▶ **What you should do**
In the material below, count the lines with the word "this" and state that number only.

(Front-end source files)
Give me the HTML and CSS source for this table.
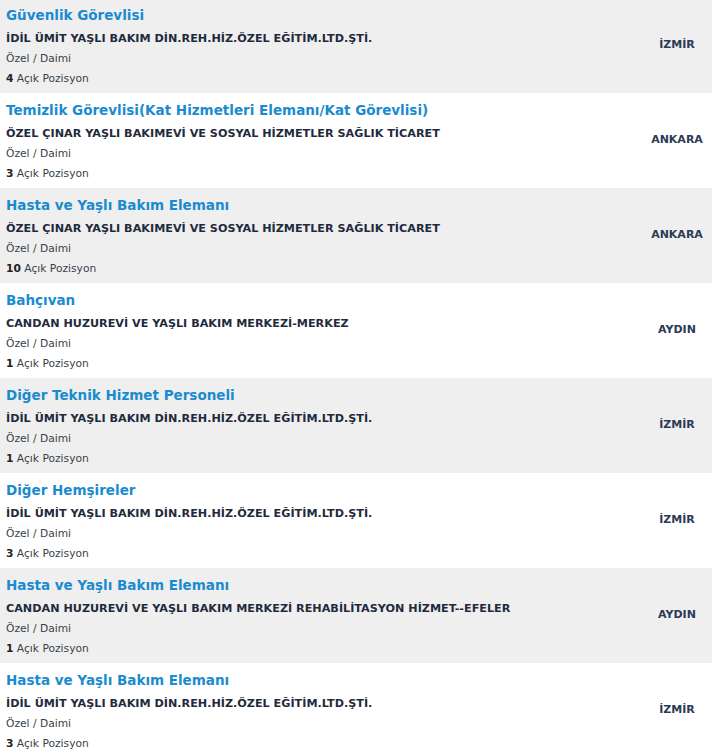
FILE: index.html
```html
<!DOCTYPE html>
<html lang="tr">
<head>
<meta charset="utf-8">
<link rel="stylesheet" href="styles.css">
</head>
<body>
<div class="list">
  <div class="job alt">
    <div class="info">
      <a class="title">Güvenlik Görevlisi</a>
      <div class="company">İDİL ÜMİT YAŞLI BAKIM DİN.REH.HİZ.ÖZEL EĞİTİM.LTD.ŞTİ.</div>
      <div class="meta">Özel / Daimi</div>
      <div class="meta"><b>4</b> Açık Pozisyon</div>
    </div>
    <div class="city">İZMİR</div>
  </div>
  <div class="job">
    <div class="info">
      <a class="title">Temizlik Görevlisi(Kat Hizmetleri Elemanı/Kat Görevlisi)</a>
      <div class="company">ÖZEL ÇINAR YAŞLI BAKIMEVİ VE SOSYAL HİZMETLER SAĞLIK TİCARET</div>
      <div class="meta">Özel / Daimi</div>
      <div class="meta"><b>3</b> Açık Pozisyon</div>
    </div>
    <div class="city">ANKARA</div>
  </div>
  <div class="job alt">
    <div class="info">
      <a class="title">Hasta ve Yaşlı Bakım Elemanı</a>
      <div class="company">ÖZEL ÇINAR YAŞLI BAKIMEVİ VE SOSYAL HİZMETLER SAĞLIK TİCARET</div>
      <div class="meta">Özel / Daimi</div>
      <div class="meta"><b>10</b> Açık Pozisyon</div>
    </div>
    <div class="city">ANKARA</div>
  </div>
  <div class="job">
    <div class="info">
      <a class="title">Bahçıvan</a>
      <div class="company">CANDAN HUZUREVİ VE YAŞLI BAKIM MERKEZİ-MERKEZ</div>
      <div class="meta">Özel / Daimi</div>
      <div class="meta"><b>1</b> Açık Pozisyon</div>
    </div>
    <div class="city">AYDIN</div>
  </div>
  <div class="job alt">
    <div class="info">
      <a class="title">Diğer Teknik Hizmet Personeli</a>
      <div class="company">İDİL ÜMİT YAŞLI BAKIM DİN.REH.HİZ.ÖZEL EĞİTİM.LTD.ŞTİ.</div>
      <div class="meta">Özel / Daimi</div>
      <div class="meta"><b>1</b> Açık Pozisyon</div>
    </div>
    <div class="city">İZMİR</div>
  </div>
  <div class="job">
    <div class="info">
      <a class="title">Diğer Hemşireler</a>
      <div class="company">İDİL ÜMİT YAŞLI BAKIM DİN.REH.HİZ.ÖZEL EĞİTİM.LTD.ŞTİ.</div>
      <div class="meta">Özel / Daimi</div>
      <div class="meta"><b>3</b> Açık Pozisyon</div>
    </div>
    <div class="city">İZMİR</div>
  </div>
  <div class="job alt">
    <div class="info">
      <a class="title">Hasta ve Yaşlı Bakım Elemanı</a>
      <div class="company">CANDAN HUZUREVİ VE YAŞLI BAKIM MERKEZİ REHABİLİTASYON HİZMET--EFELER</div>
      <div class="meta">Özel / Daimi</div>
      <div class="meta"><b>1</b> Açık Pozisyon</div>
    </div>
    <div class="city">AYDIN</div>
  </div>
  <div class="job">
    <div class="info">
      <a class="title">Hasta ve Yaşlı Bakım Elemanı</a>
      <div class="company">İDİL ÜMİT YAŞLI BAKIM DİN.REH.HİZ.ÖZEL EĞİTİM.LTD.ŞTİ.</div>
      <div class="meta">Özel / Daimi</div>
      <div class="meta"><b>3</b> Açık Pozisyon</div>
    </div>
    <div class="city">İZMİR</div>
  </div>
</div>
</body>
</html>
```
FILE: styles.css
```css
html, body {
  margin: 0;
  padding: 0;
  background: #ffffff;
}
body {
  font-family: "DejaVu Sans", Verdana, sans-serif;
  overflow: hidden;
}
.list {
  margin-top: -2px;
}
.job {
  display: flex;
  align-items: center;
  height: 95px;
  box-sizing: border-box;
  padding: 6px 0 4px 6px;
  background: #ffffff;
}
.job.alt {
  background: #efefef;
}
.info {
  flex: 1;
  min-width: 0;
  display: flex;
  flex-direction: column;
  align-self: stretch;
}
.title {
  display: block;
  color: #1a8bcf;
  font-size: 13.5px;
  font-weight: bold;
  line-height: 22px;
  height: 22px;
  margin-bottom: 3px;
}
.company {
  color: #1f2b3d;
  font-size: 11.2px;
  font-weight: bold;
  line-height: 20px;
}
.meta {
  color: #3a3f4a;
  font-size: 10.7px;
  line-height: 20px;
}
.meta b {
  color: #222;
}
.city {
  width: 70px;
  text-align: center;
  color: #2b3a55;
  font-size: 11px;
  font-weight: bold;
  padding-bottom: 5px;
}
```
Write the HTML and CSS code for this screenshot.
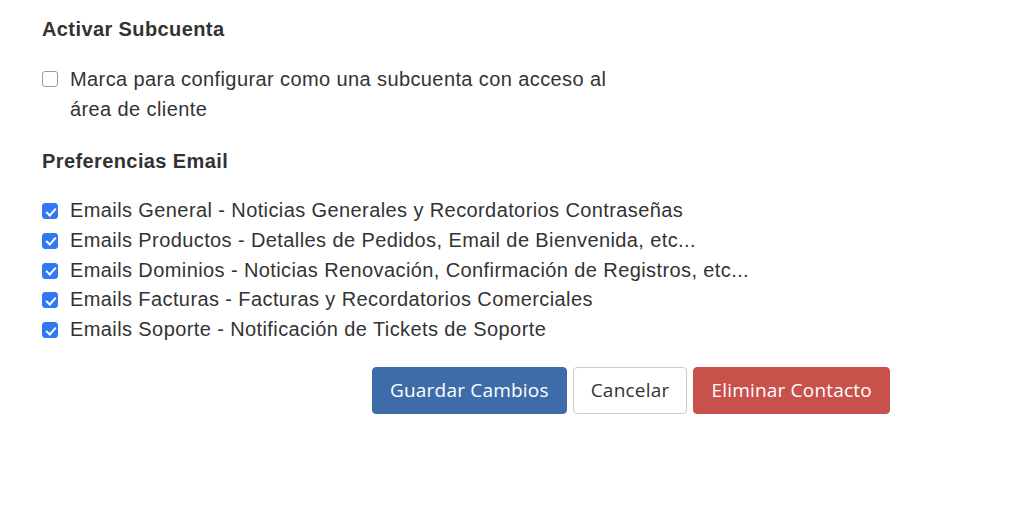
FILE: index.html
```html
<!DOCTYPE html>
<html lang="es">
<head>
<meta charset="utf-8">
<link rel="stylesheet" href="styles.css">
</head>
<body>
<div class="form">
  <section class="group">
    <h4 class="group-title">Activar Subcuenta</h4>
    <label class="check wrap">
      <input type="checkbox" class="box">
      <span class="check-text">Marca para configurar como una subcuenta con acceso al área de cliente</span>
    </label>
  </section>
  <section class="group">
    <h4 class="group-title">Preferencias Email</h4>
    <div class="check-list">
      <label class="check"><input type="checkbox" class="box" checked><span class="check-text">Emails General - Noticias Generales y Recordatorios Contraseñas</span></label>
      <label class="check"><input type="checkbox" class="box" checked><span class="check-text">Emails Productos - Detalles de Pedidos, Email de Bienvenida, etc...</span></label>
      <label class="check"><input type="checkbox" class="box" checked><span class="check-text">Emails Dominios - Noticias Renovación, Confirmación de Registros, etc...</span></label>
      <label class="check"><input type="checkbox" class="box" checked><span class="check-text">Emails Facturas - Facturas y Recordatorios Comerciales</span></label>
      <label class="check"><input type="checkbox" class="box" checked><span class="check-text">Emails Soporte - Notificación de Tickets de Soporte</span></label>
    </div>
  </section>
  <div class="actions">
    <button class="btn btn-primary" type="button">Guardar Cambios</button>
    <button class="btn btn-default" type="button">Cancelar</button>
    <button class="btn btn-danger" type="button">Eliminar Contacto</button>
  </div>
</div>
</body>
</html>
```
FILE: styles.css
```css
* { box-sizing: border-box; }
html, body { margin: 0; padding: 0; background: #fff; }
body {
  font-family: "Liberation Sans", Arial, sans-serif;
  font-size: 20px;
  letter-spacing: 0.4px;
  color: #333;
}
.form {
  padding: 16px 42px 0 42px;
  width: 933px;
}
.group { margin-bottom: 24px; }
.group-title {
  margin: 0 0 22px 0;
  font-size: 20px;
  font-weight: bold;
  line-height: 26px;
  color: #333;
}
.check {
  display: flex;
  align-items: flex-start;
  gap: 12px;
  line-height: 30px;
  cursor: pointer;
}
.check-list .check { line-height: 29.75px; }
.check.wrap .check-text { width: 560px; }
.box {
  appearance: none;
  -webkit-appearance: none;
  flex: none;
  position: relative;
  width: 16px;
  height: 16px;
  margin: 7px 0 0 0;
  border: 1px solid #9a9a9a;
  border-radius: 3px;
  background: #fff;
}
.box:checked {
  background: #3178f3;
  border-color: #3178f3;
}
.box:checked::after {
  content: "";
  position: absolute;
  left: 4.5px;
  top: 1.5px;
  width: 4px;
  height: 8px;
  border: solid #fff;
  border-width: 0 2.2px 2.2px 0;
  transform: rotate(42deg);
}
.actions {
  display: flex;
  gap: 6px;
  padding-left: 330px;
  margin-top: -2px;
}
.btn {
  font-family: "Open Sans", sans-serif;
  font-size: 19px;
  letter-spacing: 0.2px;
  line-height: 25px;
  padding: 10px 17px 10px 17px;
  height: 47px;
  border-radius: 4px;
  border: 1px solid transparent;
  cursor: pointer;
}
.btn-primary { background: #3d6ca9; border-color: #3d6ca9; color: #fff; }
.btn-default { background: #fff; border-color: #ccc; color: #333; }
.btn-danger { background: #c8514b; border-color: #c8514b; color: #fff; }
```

▶ **Final result**
2